PM4ID, the First Canadian Edition, offers new features and improvements to the original textbook, including:
- New cover design, updated fonts, and enhanced list of Glossary terms.
- Addition of four new case studies, written to deepen reader comprehension.
- Inclusion of images with diverse skin tones, body shapes, abilities, and gender to increase representation.
- Revised content to feature Canadian spelling and contexts.
- Overall review of all written material in the textbook with detailed notes documenting content revisions.
- Comprehensive revisions based on peer reviews collected by the Open Textbook Library.
- Significant revisions to Chapter 6, with major updates to content on communication and scheduling (project management) software focusing on web-based solutions.

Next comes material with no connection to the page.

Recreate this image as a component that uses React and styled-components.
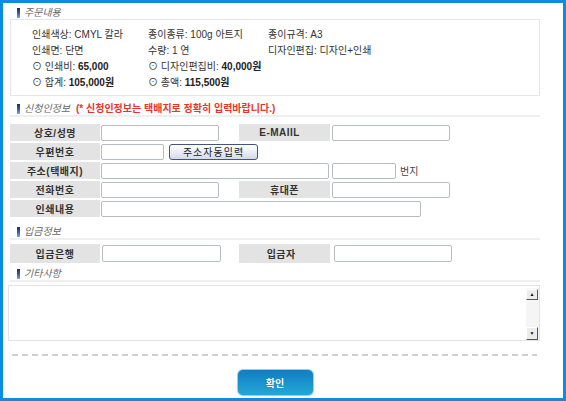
import React from "react";
import styled, { createGlobalStyle } from "styled-components";

const GlobalStyle = createGlobalStyle`
  html, body {
    margin: 0;
    padding: 0;
    background: #fff;
  }
  body {
    font-family: "Liberation Sans", "Noto Sans CJK KR", sans-serif;
    font-size: 10px;
    color: #333;
  }
`;

const Frame = styled.div`
  box-sizing: border-box;
  width: 566px;
  height: 401px;
  border: 3px solid #0b8de4;
  padding: 5px 23px 0 7px;
  display: flex;
  flex-direction: column;
  background: #fff;
`;

const Header = styled.div`
  display: flex;
  align-items: flex-start;
  gap: 4px;
  height: 11px;
  padding-left: 7px;
  margin-top: ${(p) => p.$top || 0}px;
  border-bottom: ${(p) => (p.$line ? "2px solid #efefef" : "none")};
`;

const Bar = styled.span`
  display: block;
  width: 3px;
  height: 10px;
  background: linear-gradient(#1d2c66, #3c5fae 55%, #7fa6e3);
`;

const HeaderText = styled.span`
  font-size: 10px;
  line-height: 10px;
  color: #666;
  font-style: italic;
`;

const Notice = styled.span`
  font-size: 10px;
  line-height: 10px;
  color: #e8332a;
  font-weight: bold;
  margin-left: 2px;
`;

const OrderBox = styled.div`
  border: 1px solid #e6e6e6;
  height: 77px;
  box-sizing: border-box;
  padding: 5px 0 0 21px;
  display: grid;
  grid-template-columns: 116px 120px 1fr;
  grid-auto-rows: 16px;
  align-items: center;
`;

const Item = styled.span`
  font-size: 10px;
  color: #333;
  white-space: nowrap;
  b {
    font-weight: bold;
    color: #222;
  }
`;

const Form = styled.div`
  margin-top: ${(p) => p.$top || 0}px;
  display: flex;
  flex-direction: column;
  gap: 2px;
`;

const Row = styled.div`
  display: grid;
  grid-template-columns: 90px 139px 91px 1fr;
  height: ${(p) => p.$h || 17}px;
`;

const Label = styled.div`
  background: #e3e3e3;
  display: flex;
  align-items: center;
  justify-content: center;
  font-weight: bold;
  font-size: 10px;
  letter-spacing: 0.5px;
  color: #333;
  white-space: nowrap;
`;

const Field = styled.div`
  display: flex;
  align-items: center;
  gap: ${(p) => p.$gap || 0}px;
  padding-left: ${(p) => p.$pad ?? 1}px;
  grid-column: ${(p) => (p.$span ? "2 / 5" : "auto")};
`;

const Input = styled.div`
  box-sizing: border-box;
  width: ${(p) => p.$w}px;
  height: ${(p) => p.$h || 16}px;
  border: 1px solid #b7bcc2;
  border-radius: 2px;
  background: #fff;
  margin-left: ${(p) => p.$ml || 0}px;
`;

const SmallButton = styled.div`
  box-sizing: border-box;
  width: 89px;
  height: 16px;
  margin-left: 5px;
  border: 1px solid #45557a;
  border-radius: 3px;
  background: linear-gradient(#ffffff, #e9edf5 50%, #d3dae8);
  display: flex;
  align-items: center;
  justify-content: center;
  font-size: 10px;
  letter-spacing: 1px;
  color: #222;
`;

const Suffix = styled.span`
  margin-left: 4px;
  font-size: 10px;
  color: #444;
`;

const Memo = styled.div`
  margin: 3px 0 0 -2px;
  height: 56px;
  box-sizing: border-box;
  border: 1px solid #e4e4e4;
  display: flex;
  justify-content: flex-end;
  padding: 2px 0 0;
`;

const Scroll = styled.div`
  width: 13px;
  background: #f5f5f5;
  display: flex;
  flex-direction: column;
  justify-content: space-between;
  padding-bottom: 0;
`;

const ScrollBtn = styled.div`
  box-sizing: border-box;
  width: 12px;
  height: ${(p) => p.$h || 11}px;
  margin-top: ${(p) => p.$mt || 0}px;
  background: #ececec;
  border: 1px solid;
  border-color: #fff #555 #555 #fff;
  display: flex;
  align-items: center;
  justify-content: center;
  font-size: 5px;
  line-height: 5px;
  color: #111;
`;

const Dashes = styled.div`
  margin: 13px 3px 0 2px;
  height: 2px;
  background: repeating-linear-gradient(
    to right,
    #cfcfcf 0 6px,
    transparent 6px 10px
  );
`;

const Footer = styled.div`
  display: flex;
  justify-content: center;
  margin-top: 13px;
`;

const Confirm = styled.div`
  box-sizing: border-box;
  width: 77px;
  height: 27px;
  border-radius: 6px;
  border: 1px solid #8fd0ef;
  background: linear-gradient(#127dc2, #1a93cc 50%, #22a7d6);
  display: flex;
  align-items: center;
  justify-content: center;
  color: #fff;
  font-weight: bold;
  font-size: 10px;
  text-shadow: 0 0 1px #0a5f95;
`;

function App() {
  return (
    <>
      <GlobalStyle />
      <Frame>
        <Header>
          <Bar />
          <HeaderText>주문내용</HeaderText>
        </Header>
        <OrderBox>
          <Item>인쇄색상: CMYL 칼라</Item>
          <Item>종이종류: 100g 아트지</Item>
          <Item>종이규격: A3</Item>
          <Item>인쇄면: 단면</Item>
          <Item>수량: 1 연</Item>
          <Item>디자인편집: 디자인+인쇄</Item>
          <Item>
            ⊙ 인쇄비: <b>65,000</b>
          </Item>
          <Item>
            ⊙ 디자인편집비: <b>40,000원</b>
          </Item>
          <span />
          <Item>
            ⊙ 합계: <b>105,000원</b>
          </Item>
          <Item>
            ⊙ 총액: <b>115,500원</b>
          </Item>
        </OrderBox>

        <Header $top={8} $line>
          <Bar />
          <HeaderText>신청인정보</HeaderText>
          <Notice>(* 신청인정보는 택배지로 정확히 입력바랍니다.)</Notice>
        </Header>
        <Form $top={7}>
          <Row>
            <Label>상호/성명</Label>
            <Field>
              <Input $w={118} />
            </Field>
            <Label>E-MAIIL&nbsp;&nbsp;&nbsp;</Label>
            <Field $pad={2}>
              <Input $w={118} />
            </Field>
          </Row>
          <Row>
            <Label>우편번호</Label>
            <Field $span>
              <Input $w={63} />
              <SmallButton>주소자동입력</SmallButton>
            </Field>
          </Row>
          <Row>
            <Label>주소(택배지)</Label>
            <Field $span>
              <Input $w={228} />
              <Input $w={64} $ml={3} />
              <Suffix>번지</Suffix>
            </Field>
          </Row>
          <Row>
            <Label>전화번호</Label>
            <Field>
              <Input $w={118} />
            </Field>
            <Label>휴대폰</Label>
            <Field $pad={2}>
              <Input $w={118} />
            </Field>
          </Row>
          <Row>
            <Label>인쇄내용</Label>
            <Field $span>
              <Input $w={320} />
            </Field>
          </Row>
        </Form>

        <Header $top={10} $line>
          <Bar />
          <HeaderText>입금정보</HeaderText>
        </Header>
        <Form $top={4}>
          <Row $h={19}>
            <Label>입금은행</Label>
            <Field $pad={2}>
              <Input $w={119} $h={17} />
            </Field>
            <Label>입금자&nbsp;&nbsp;</Label>
            <Field $pad={4}>
              <Input $w={118} $h={17} />
            </Field>
          </Row>
        </Form>

        <Header $top={6} $line>
          <Bar />
          <HeaderText>기타사항</HeaderText>
        </Header>
        <Memo>
          <Scroll>
            <ScrollBtn $mt={1}>▲</ScrollBtn>
            <ScrollBtn $h={13}>▼</ScrollBtn>
          </Scroll>
        </Memo>

        <Dashes />
        <Footer>
          <Confirm>확인</Confirm>
        </Footer>
      </Frame>
    </>
  );
}

export default App;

- Multiple versions of the book, including PDF, EPUB, HTML, MOBI, and all chapters are available in natural voice audio recordings.
- A series of video cases with interviews of Canadian instructional design experts (video and audio recordings).
- Interactive reviews of three chapters using H5P activities.
Recommendations for Future Editors
Alignment of writing style and formatting consistency
It is challenging to ensure that the writing style is consistent throughout the textbook with a diverse team of contributors. We feel that aligning the writing style and ensuring uniformity of tables and charts are worthwhile tasks for a future team.
A significant portion of our revisions focussed on increased accessibility features, including additions to the glossary, a text hover feature, and updated chapter audio recordings. Future editors should know that increased accessibility features lead to multiple locations for some elements. For example, definitions within the text are also located in the glossary and hover text effect.
It is important to note that if our work is revised, the glossary, hover text, and chapter audio recordings will need to be updated to accommodate those changes. The text-to-speech (TTS) translation can also be updated as the technology improves.
Content accuracy and relevance
One challenge that we faced as a team was not being experts on the topic of project management. We believe that some textbook sections would benefit from a review by project management experts to determine accuracy and relevancy. For example, chapter six required major revisions, so other chapters may need significant modifications. Two sections where this might be true are 9.6 and 10.2.
Questions and key takeaways
If time permitted, we would have contributed additional questions and key takeaways with learning points for the reader to consider. Future editors may want to contribute additional questions and key takeaways to improve reader understanding.
Instructional design case studies and video interviews
Chapters that might benefit from case studies include chapters 5, 7, and 9. Additional video interviews from instructional design experts across Canada would contribute a broader representation of project management strategies and best practices.